Neman bought 179,700 shares of the company on Wednesday, according to an exchange filing. Share purchases by senior management are typically considered a sign of confidence in the business.
The gains are a welcome development for Sweetgreen’s shares, which plunged to an all-time low after the company’s quarterly report last week. The company’s third-quarter same-store sales declined 9.5% as foot traffic dropped, prompting it to lower its annual sales view by about $23 million.
The company also announced the sale of its Spyce business for over $186 million, although it will continue to use the latter’s Infinite Kitchens automation model under license.
Sweetgreen acquired Spyce, a robotics firm that offers systems to automate kitchen tasks, enabling high throughput, for $70 million in 2021. In the years since, Sweetgreens expanded Spyce’s Infinite Kitchens system and integrated it in over 20 of its restaurants.
CEO Jonathan Neman said on the analyst call last week that Spyce’s technology remains “central to Sweetgreen’s future,” even as the divestiture aims to “unlock greater scale, lower operating costs, and strengthen [its] financial foundation for the future.”
On Stocktwits, the retail sentiment for SG has held in the ‘extremely bullish’ since the company’s announcements on Nov. 6, with ‘extremely high’ message volume.

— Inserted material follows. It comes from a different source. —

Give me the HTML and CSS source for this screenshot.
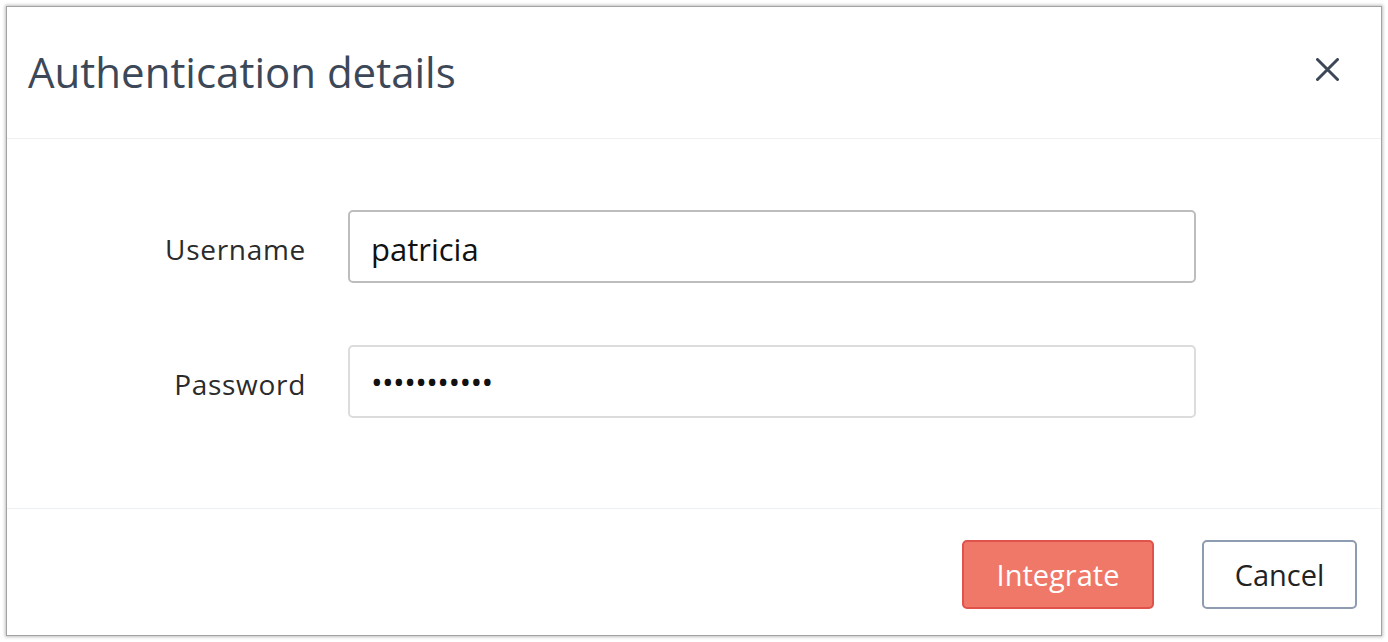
FILE: index.html
```html
<!DOCTYPE html>
<html lang="en">
<head>
<meta charset="utf-8">
<title>Authentication details</title>
<link rel="stylesheet" href="styles.css">
</head>
<body>
<div class="modal">
  <div class="modal-header">
    <h1 class="modal-title">Authentication details</h1>
    <button class="close-btn" aria-label="Close">
      <svg width="23" height="23" viewBox="0 0 23 23"><path d="M1.5 1.5 L21.5 21.5 M21.5 1.5 L1.5 21.5" stroke="#3c4858" stroke-width="3" stroke-linecap="round" fill="none"/></svg>
    </button>
  </div>
  <div class="modal-body">
    <form class="form-grid">
      <label class="form-label" for="user">Username</label>
      <input class="form-input focused" id="user" type="text" value="patricia">
      <label class="form-label" for="pass">Password</label>
      <input class="form-input password" id="pass" type="password" value="patricia123">
    </form>
  </div>
  <div class="modal-footer">
    <button class="btn btn-primary">Integrate</button>
    <button class="btn btn-default">Cancel</button>
  </div>
</div>
</body>
</html>
```

FILE: styles.css
```css
html, body {
  margin: 0;
  padding: 0;
  background: #ffffff;
}
body {
  font-family: "Open Sans", "Noto Sans", sans-serif;
  padding: 6px;
  box-sizing: border-box;
  height: 642px;
}
.modal {
  box-sizing: border-box;
  height: 630px;
  border: 1px solid #a3a3a3;
  box-shadow: 0 0 3px 1px rgba(0,0,0,0.25);
  background: #fff;
  display: flex;
  flex-direction: column;
}
.modal-header {
  height: 131px;
  display: flex;
  align-items: center;
  justify-content: space-between;
  padding: 0 42px 0 21px;
  border-bottom: 1px solid #edf1f4;
}
.modal-title {
  margin: 0;
  font-size: 42px;
  font-weight: 400;
  color: #3c4858;
  line-height: 1;
  padding-bottom: 2px;
}
.close-btn {
  border: 0;
  background: none;
  padding: 0;
  width: 23px;
  height: 23px;
  display: flex;
  margin-bottom: 6px;
}
.modal-body {
  padding: 71px 0 90px 0;
  border-bottom: 1px solid #edf1f4;
}
.form-grid {
  display: grid;
  grid-template-columns: 299px 848px;
  column-gap: 42px;
  row-gap: 62px;
  align-items: center;
  margin: 0;
}
.form-label {
  text-align: right;
  font-size: 28px;
  letter-spacing: 0.7px;
  color: #2b2b2b;
  padding-top: 5px;
}
.form-input {
  box-sizing: border-box;
  height: 73px;
  width: 848px;
  border: 2px solid #dcdcdc;
  border-radius: 5px;
  padding: 4px 21px 0 21px;
  font-family: "Open Sans", "Noto Sans", sans-serif;
  font-size: 31px;
  color: #111;
  outline: none;
  background: #fff;
}
.form-input.focused {
  border-color: #bdbdbd;
}
.form-input.password {
  letter-spacing: -0.6px;
  padding-top: 0;
}
.modal-footer {
  flex: 1;
  display: flex;
  justify-content: flex-end;
  align-items: flex-start;
  gap: 48px;
  padding: 31px 24px 0 0;
}
.btn {
  box-sizing: border-box;
  height: 69px;
  border-radius: 5px;
  font-family: "Open Sans", "Noto Sans", sans-serif;
  font-size: 29px;
  padding: 0;
}
.btn-primary {
  width: 192px;
  background: #ef7869;
  border: 2px solid #e0534b;
  color: #fff;
}
.btn-default {
  width: 155px;
  background: #fff;
  border: 2px solid #8d9cb0;
  color: #222;
}
```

“Guess I was right on time with me adding the last 2 days,” said one user, referring to the CEO stock purchase news. “This name was too cheap too ignore.”
In an investor note published this week, Citi analysts stated that they believe Sweetgreen’s U.S. sales will rebound as the government emerges from a shutdown in the coming weeks, given its exposure to markets in and around Washington, D.C, according to a summary on The Fly. The research firm placed an "upside 90-day catalyst watch" on Sweetgreen, while keeping a ‘Buy’ rating on the stock.
Sweetgreen, which serves customizable salads and bowls across more than 266 U.S. locations, reshaped the quick-service industry after its 2007 launch by proving that healthy food can be both accessible and convenient. Yet, the company has struggled to achieve sustained profitability — something it hopes to move closer to following the divestiture of its Spyce robotics unit.
So far this year, the SG stock has declined 83.3% year-to-date.